**Your task**
Please list all lines of the material below in which the string "full" occurs.

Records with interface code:
-.-.-
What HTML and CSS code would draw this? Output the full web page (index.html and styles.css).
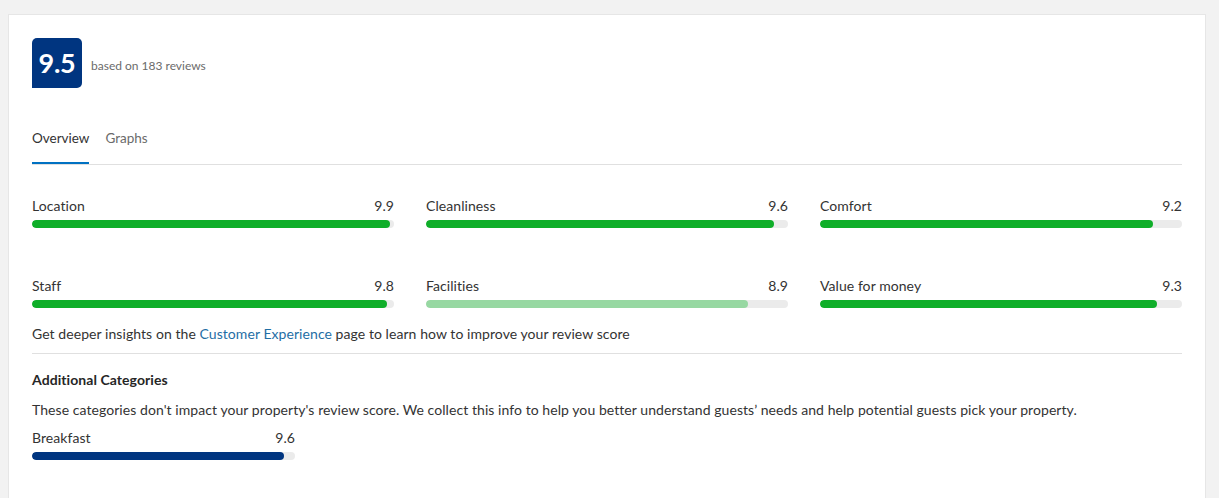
FILE: index.html
```html
<!DOCTYPE html>
<html lang="en">
<head>
  <meta charset="UTF-8">
  <title>Guest reviews</title>
  <link rel="stylesheet" href="styles.css">
</head>
<body>
  <div class="card">
    <div class="score-head">
      <div class="score-badge">9.5</div>
      <div class="score-count">based on 183 reviews</div>
    </div>

    <div class="tabs">
      <a class="tab active">Overview</a>
      <a class="tab">Graphs</a>
    </div>

    <div class="ratings">
      <div class="rating">
        <div class="rating-top"><span>Location</span><span>9.9</span></div>
        <div class="track"><div class="fill" style="width: 99%"></div></div>
      </div>
      <div class="rating">
        <div class="rating-top"><span>Cleanliness</span><span>9.6</span></div>
        <div class="track"><div class="fill" style="width: 96%"></div></div>
      </div>
      <div class="rating">
        <div class="rating-top"><span>Comfort</span><span>9.2</span></div>
        <div class="track"><div class="fill" style="width: 92%"></div></div>
      </div>
      <div class="rating">
        <div class="rating-top"><span>Staff</span><span>9.8</span></div>
        <div class="track"><div class="fill" style="width: 98%"></div></div>
      </div>
      <div class="rating">
        <div class="rating-top"><span>Facilities</span><span>8.9</span></div>
        <div class="track"><div class="fill light" style="width: 89%"></div></div>
      </div>
      <div class="rating">
        <div class="rating-top"><span>Value for money</span><span>9.3</span></div>
        <div class="track"><div class="fill" style="width: 93%"></div></div>
      </div>
    </div>

    <p class="insights">Get deeper insights on the <a class="link">Customer Experience</a> page to learn how to improve your review score</p>

    <div class="additional">
      <h3>Additional Categories</h3>
      <p class="note">These categories don't impact your property's review score. We collect this info to help you better understand guests’ needs and help potential guests pick your property.</p>
      <div class="rating small">
        <div class="rating-top"><span>Breakfast</span><span>9.6</span></div>
        <div class="track"><div class="fill blue" style="width: 96%"></div></div>
      </div>
    </div>
  </div>
</body>
</html>
```

FILE: styles.css
```css
* {
  box-sizing: border-box;
}

html, body {
  margin: 0;
  padding: 0;
  height: 100%;
  overflow: hidden;
}

body {
  background: #f2f2f2;
  padding: 14px 13px 0 8px;
  font-family: "Lato", "Noto Sans", sans-serif;
  font-size: 14px;
  line-height: 20px;
  letter-spacing: 0.065px;
  color: #333;
}

.card {
  background: #fff;
  border: 1px solid #e6e6e6;
  border-bottom: none;
  padding: 23px 23px 40px;
  min-height: 100%;
}

.score-head {
  display: flex;
  align-items: center;
  gap: 9px;
}

.score-badge {
  width: 50px;
  height: 50px;
  background: #003580;
  color: #fff;
  border-radius: 5px 5px 5px 0;
  font-size: 27px;
  font-weight: 700;
  display: flex;
  align-items: center;
  justify-content: center;
  letter-spacing: -0.3px;
}

.score-count {
  font-size: 12px;
  color: #6b6b6b;
  letter-spacing: 0;
  padding-top: 6px;
}

.tabs {
  display: flex;
  gap: 16px;
  margin-top: 26px;
  border-bottom: 1px solid #e0e0e0;
}

.tab {
  padding: 14px 0 14px;
  border-bottom: 2px solid transparent;
  font-size: 13.5px;
  letter-spacing: 0;
  color: #6b6b6b;
  cursor: pointer;
}

.tab.active {
  color: #333;
  border-bottom-color: #0071c2;
}

.ratings {
  display: grid;
  grid-template-columns: repeat(3, 1fr);
  column-gap: 32px;
  row-gap: 48px;
  margin-top: 31px;
}

.rating-top {
  display: flex;
  justify-content: space-between;
}

.track {
  height: 8px;
  margin-top: 4px;
  background: #ebebeb;
  border-radius: 4px;
  overflow: hidden;
}

.fill {
  height: 100%;
  background: #0fae29;
  border-radius: 4px;
}

.fill.light {
  background: #97d8a2;
}

.fill.blue {
  background: #003580;
}

.insights {
  margin: 16px 0 0;
  padding-bottom: 9px;
  border-bottom: 1px solid #e0e0e0;
}

.link {
  color: #1f6ea5;
  cursor: pointer;
}

.additional h3 {
  margin: 16px 0 0;
  font-size: 14px;
  line-height: 20px;
  font-weight: 700;
  color: #262626;
}

.note {
  margin: 10px 0 0;
}

.rating.small {
  width: 263px;
  margin-top: 8px;
}
```
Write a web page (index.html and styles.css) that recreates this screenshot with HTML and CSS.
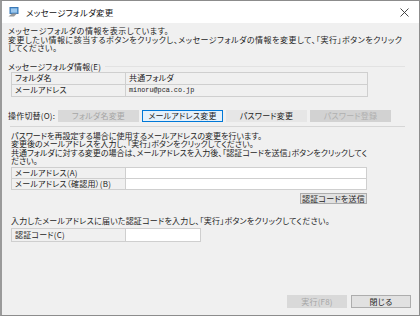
FILE: index.html
```html
<!DOCTYPE html>
<html lang="ja">
<head>
  <meta charset="UTF-8">
  <title>メッセージフォルダ変更</title>
  <link rel="stylesheet" href="styles.css">
</head>
<body>
  <div class="window">
    <div class="titlebar">
      <svg class="app-icon" width="11" height="10" viewBox="0 0 11 10">
        <rect x="2" y="0.5" width="8" height="6" fill="#5b9bd5" stroke="#3a78b5" stroke-width="1"/>
        <rect x="3" y="1.5" width="6" height="4" fill="#9cc8ee"/>
        <path d="M0.5 9.5 L4 6.5 L9 6.5 L6 9.5 Z" fill="#9a9a9a"/>
      </svg>
      <span class="title">メッセージフォルダ変更</span>
      <svg class="close" width="9" height="9" viewBox="0 0 9 9">
        <path d="M0.5 0.5 L8.5 8.5 M8.5 0.5 L0.5 8.5" stroke="#333" stroke-width="0.9"/>
      </svg>
    </div>

    <div class="content">
      <p class="intro">メッセージフォルダの情報を表示しています。<br>変更したい情報に該当するボタンをクリックし、メッセージフォルダの情報を変更して、「実行」ボタンをクリック<br>してください。</p>

      <div class="group-head">
        <span>メッセージフォルダ情報(E)</span>
        <span class="rule"></span>
      </div>
      <table class="grid info-grid">
        <tr><td class="label">フォルダ名</td><td>共通フォルダ</td></tr>
        <tr><td class="label">メールアドレス</td><td class="mono">minoru@pca.co.jp</td></tr>
      </table>

      <div class="switch-row">
        <span class="switch-label">操作切替(O):</span>
        <button class="btn disabled">フォルダ名変更</button>
        <button class="btn active">メールアドレス変更</button>
        <button class="btn plain">パスワード変更</button>
        <button class="btn disabled dark">パスワード登録</button>
      </div>

      <div class="separator"></div>

      <p class="desc">パスワードを再設定する場合に使用するメールアドレスの変更を行います。<br>変更後のメールアドレスを入力し、「実行」ボタンをクリックしてください。<br>共通フォルダに対する変更の場合は、メールアドレスを入力後、「認証コードを送信」ボタンをクリックしてく<br>ださい。</p>

      <table class="grid input-grid">
        <tr><td class="label">メールアドレス(A)</td><td class="field"></td></tr>
        <tr><td class="label">メールアドレス（確認用）(B)</td><td class="field"></td></tr>
      </table>
      <div class="send-row">
        <button class="btn send">認証コードを送信</button>
      </div>

      <p class="code-note">入力したメールアドレスに届いた認証コードを入力し、「実行」ボタンをクリックしてください。</p>
      <table class="grid code-grid">
        <tr><td class="label">認証コード(C)</td><td class="field"></td></tr>
      </table>
    </div>

    <div class="footer">
      <button class="btn disabled foot">実行(F8)</button>
      <button class="btn foot">閉じる</button>
    </div>
  </div>
</body>
</html>
```

FILE: styles.css
```css
:root {
  --bg: #f0f0f0;
  --text: #1e1e1e;
  --grid-line: #cfcfcf;
  --btn-bg: #e1e1e1;
  --btn-border: #adadad;
  --disabled-bg: #d9d9d9;
  --disabled-text: #a6a6a6;
  --accent: #0078d7;
  --accent-bg: #e5f1fb;
}

* {
  box-sizing: border-box;
  margin: 0;
  padding: 0;
}

body {
  width: 420px;
  height: 317px;
  overflow: hidden;
  background: #fff;
  font-family: "Noto Sans CJK JP", "Liberation Sans", sans-serif;
  font-size: 8px;
  font-feature-settings: "palt";
  letter-spacing: 0.2px;
  color: var(--text);
}

.window {
  width: 420px;
  height: 316px;
  background: var(--bg);
  border: 1px solid #8c8c8c;
  border-left: 2px solid #9a9a9a;
  display: flex;
  flex-direction: column;
}

.titlebar {
  height: 22px;
  flex: none;
  background: #fff;
  display: flex;
  align-items: center;
  padding: 0 10px 0 6px;
}

.app-icon {
  margin-right: 7px;
}

.title {
  font-size: 8.5px;
  color: #111;
  flex: 1;
}

.content {
  flex: 1;
  padding: 4px 14px 0 6px;
}

.intro {
  line-height: 8.5px;
  letter-spacing: 0.5px;
  margin-bottom: 9px;
}

.group-head {
  display: flex;
  align-items: center;
  height: 9px;
}

.rule {
  flex: 1;
  height: 1px;
  background: #e2e2e2;
  margin-left: 4px;
}

.grid {
  border-collapse: collapse;
  margin-left: 3px;
  table-layout: fixed;
}

.grid td {
  border: 1px solid var(--grid-line);
  height: 12px;
  padding: 0 3px;
  line-height: 10px;
  white-space: nowrap;
}

.grid td.label {
  width: 114px;
}

.info-grid {
  width: 357px;
  margin-top: 1px;
}

.mono {
  font-family: "Liberation Mono", monospace;
  font-size: 6.8px;
  letter-spacing: 0;
}

.grid td.field {
  background: #fff;
}

.switch-row {
  display: flex;
  align-items: center;
  margin-top: 13px;
  height: 12px;
}

.switch-label {
  width: 50px;
}

.btn {
  font-family: inherit;
  font-size: 8px;
  font-feature-settings: "palt";
  letter-spacing: 0.2px;
  color: var(--text);
  height: 12px;
  line-height: 10px;
  background: var(--btn-bg);
  border: 1px solid var(--btn-border);
  padding: 0;
}

.switch-row .btn {
  width: 81px;
  margin-right: 3px;
}

.btn.disabled {
  background: var(--disabled-bg);
  border-color: var(--disabled-bg);
  color: var(--disabled-text);
}

.btn.dark {
  background: #d2d2d2;
  border-color: #d2d2d2;
  color: #b0b0b0;
}

.btn.active {
  background: var(--accent-bg);
  border-color: var(--accent);
}

.btn.plain {
  background: #e6e6e6;
  border-color: #e6e6e6;
}

.separator {
  height: 1px;
  background: #d6d6d6;
  margin: 4px 0 0 2px;
}

.desc {
  line-height: 8.5px;
  letter-spacing: 0;
  margin: 5px 0 1px 3px;
}

.input-grid {
  width: 356px;
}

.input-grid td {
  height: 11px;
}

.send-row {
  width: 359px;
  display: flex;
  justify-content: flex-end;
  margin-top: 3px;
}

.btn.send {
  width: 67px;
  height: 11px;
}

.code-note {
  margin: 13px 0 3px 3px;
  line-height: 8px;
}

.code-grid {
  width: 190px;
}

.code-grid td {
  height: 13px;
}

.footer {
  display: flex;
  justify-content: flex-end;
  gap: 4px;
  padding: 0 8px 7px 0;
}

.btn.foot {
  width: 60px;
  height: 13px;
}
```
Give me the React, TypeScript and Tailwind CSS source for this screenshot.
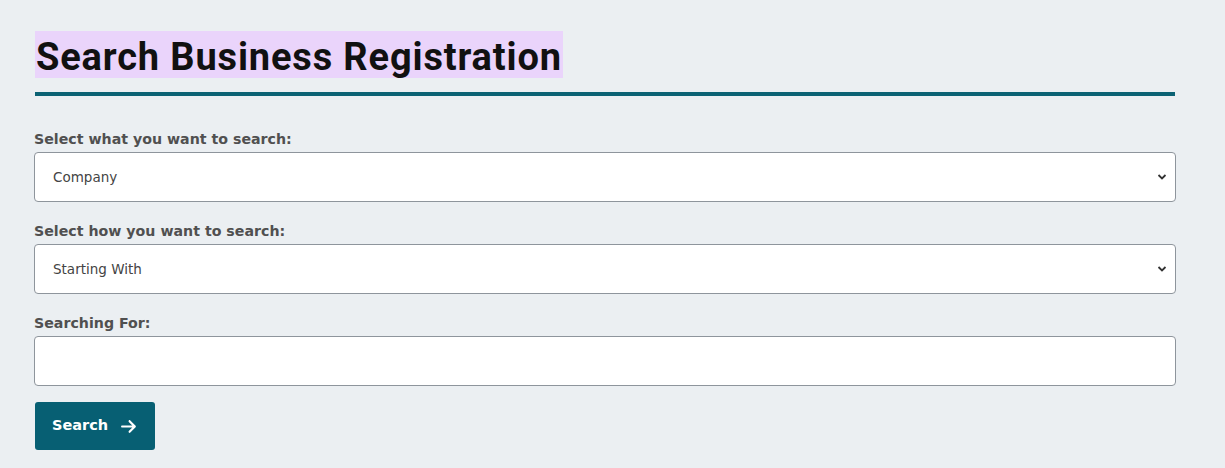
import { FaArrowRight } from 'react-icons/fa6';

const labelFont = { fontFamily: '"DejaVu Sans", sans-serif' };

function ChevronDown() {
  return (
    <svg width="10" height="7" viewBox="0 0 10 7" className="absolute right-[8px] top-1/2 -translate-y-1/2 pointer-events-none">
      <path d="M1.5 1.5 L5 5 L8.5 1.5" fill="none" stroke="#333" strokeWidth="1.8" />
    </svg>
  );
}

function SelectField({ label, value }: { label: string; value: string }) {
  return (
    <div className="flex flex-col">
      <label className="text-[14.2px] leading-[20px] font-bold text-[#505050] mb-[3px]" style={labelFont}>
        {label}
      </label>
      <div className="relative h-[50px] bg-white border border-[#8e959c] rounded-[4px] flex items-center pl-[18px]">
        <span className="text-[13.5px] text-[#444]" style={labelFont}>{value}</span>
        <ChevronDown />
      </div>
    </div>
  );
}

export default function App() {
  return (
    <div className="min-h-[468px] w-full bg-[#ebeff2] pt-[31px] pl-[34px]">
      <div className="w-[1142px]">
        <div className="pl-[1px]">
          <h1 className="inline-block bg-[#ead4fb] h-[47px] leading-[53px] text-[38px] font-bold tracking-[0.85px] text-[#111] px-[1px]" style={{ fontFamily: 'Roboto, sans-serif' }}>
            Search Business Registration
          </h1>
          <div className="h-[4px] bg-[#0b6274] mt-[14px] w-[1140px]" />
        </div>

        <div className="flex flex-col gap-[19px] mt-[33px]">
          <SelectField label="Select what you want to search:" value="Company" />
          <SelectField label="Select how you want to search:" value="Starting With" />
          <div className="flex flex-col">
            <label className="text-[14.2px] leading-[20px] font-bold text-[#505050] mb-[3px]" style={labelFont}>
              Searching For:
            </label>
            <input className="h-[50px] bg-white border border-[#8e959c] rounded-[4px] outline-none" />
          </div>
        </div>

        <button className="mt-[16px] ml-[1px] h-[48px] w-[120px] bg-[#075f73] rounded-[3px] text-white text-[14.5px] font-bold flex items-center pl-[17px] gap-[12px]" style={labelFont}>
          Search
          <FaArrowRight className="text-[17px]" />
        </button>
      </div>
    </div>
  );
}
-.-.-
**Response below**
What HTML and CSS code would draw this? Output the full web page (index.html and styles.css).
    <div className="min-h-[468px] w-full bg-[#ebeff2] pt-[31px] pl-[34px]">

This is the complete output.